**Direction:** Copy out the data exactly, leaving the pictures behind.

**Dataset section:**
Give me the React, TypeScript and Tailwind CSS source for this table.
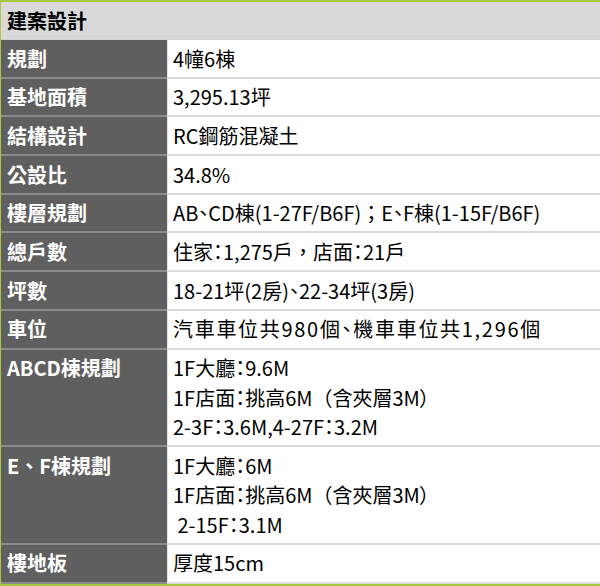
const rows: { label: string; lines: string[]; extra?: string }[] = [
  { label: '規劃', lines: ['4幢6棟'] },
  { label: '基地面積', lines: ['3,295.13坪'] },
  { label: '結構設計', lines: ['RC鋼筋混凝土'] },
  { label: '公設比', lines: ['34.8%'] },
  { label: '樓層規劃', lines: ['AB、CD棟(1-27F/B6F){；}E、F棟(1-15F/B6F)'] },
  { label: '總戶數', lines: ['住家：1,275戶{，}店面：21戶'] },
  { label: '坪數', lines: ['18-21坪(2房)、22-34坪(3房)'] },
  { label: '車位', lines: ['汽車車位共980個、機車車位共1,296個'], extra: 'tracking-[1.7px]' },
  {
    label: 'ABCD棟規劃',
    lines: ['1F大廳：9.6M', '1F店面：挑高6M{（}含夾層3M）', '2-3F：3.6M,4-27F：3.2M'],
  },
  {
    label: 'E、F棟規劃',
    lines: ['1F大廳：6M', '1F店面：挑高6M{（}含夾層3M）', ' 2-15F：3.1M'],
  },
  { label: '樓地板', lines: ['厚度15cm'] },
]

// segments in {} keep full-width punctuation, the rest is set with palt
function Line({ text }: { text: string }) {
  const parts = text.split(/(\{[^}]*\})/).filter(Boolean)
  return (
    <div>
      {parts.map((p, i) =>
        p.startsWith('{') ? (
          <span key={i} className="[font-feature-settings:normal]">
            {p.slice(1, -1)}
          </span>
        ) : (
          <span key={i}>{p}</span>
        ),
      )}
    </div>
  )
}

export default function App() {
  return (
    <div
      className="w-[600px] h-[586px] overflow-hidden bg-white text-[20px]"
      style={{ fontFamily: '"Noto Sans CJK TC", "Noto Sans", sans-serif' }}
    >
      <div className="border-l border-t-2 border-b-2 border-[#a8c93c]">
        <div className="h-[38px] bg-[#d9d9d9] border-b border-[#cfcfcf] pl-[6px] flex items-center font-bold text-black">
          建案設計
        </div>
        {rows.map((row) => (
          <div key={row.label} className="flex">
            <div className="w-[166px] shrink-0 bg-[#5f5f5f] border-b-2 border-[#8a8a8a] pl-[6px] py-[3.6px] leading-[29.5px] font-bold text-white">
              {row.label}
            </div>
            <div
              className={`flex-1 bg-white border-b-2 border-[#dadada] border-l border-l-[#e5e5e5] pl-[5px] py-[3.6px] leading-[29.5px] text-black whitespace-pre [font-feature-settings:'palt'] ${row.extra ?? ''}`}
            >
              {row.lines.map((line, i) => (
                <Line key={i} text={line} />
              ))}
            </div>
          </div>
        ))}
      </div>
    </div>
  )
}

**Correct response:**
Give me the React, TypeScript and Tailwind CSS source for this table.
const rows: { label: string; lines: string[]; extra?: string }[] = [
  { label: '規劃', lines: ['4幢6棟'] },
  { label: '基地面積', lines: ['3,295.13坪'] },
  { label: '結構設計', lines: ['RC鋼筋混凝土'] },
  { label: '公設比', lines: ['34.8%'] },
  { label: '樓層規劃', lines: ['AB、CD棟(1-27F/B6F){；}E、F棟(1-15F/B6F)'] },
  { label: '總戶數', lines: ['住家：1,275戶{，}店面：21戶'] },
  { label: '坪數', lines: ['18-21坪(2房)、22-34坪(3房)'] },
  { label: '車位', lines: ['汽車車位共980個、機車車位共1,296個'], extra: 'tracking-[1.7px]' },
  {
    label: 'ABCD棟規劃',
    lines: ['1F大廳：9.6M', '1F店面：挑高6M{（}含夾層3M）', '2-3F：3.6M,4-27F：3.2M'],
  },
  {
    label: 'E、F棟規劃',
    lines: ['1F大廳：6M', '1F店面：挑高6M{（}含夾層3M）', ' 2-15F：3.1M'],
  },
  { label: '樓地板', lines: ['厚度15cm'] },
]

// segments in {} keep full-width punctuation, the rest is set with palt
function Line({ text }: { text: string }) {
  const parts = text.split(/(\{[^}]*\})/).filter(Boolean)
  return (
    <div>
      {parts.map((p, i) =>
        p.startsWith('{') ? (
          <span key={i} className="[font-feature-settings:normal]">
            {p.slice(1, -1)}
          </span>
        ) : (
          <span key={i}>{p}</span>
        ),
      )}
    </div>
  )
}

export default function App() {
  return (
    <div
      className="w-[600px] h-[586px] overflow-hidden bg-white text-[20px]"
      style={{ fontFamily: '"Noto Sans CJK TC", "Noto Sans", sans-serif' }}
    >
      <div className="border-l border-t-2 border-b-2 border-[#a8c93c]">
        <div className="h-[38px] bg-[#d9d9d9] border-b border-[#cfcfcf] pl-[6px] flex items-center font-bold text-black">
          建案設計
        </div>
        {rows.map((row) => (
          <div key={row.label} className="flex">
            <div className="w-[166px] shrink-0 bg-[#5f5f5f] border-b-2 border-[#8a8a8a] pl-[6px] py-[3.6px] leading-[29.5px] font-bold text-white">
              {row.label}
            </div>
            <div
              className={`flex-1 bg-white border-b-2 border-[#dadada] border-l border-l-[#e5e5e5] pl-[5px] py-[3.6px] leading-[29.5px] text-black whitespace-pre [font-feature-settings:'palt'] ${row.extra ?? ''}`}
            >
              {row.lines.map((line, i) => (
                <Line key={i} text={line} />
              ))}
            </div>
          </div>
        ))}
      </div>
    </div>
  )
}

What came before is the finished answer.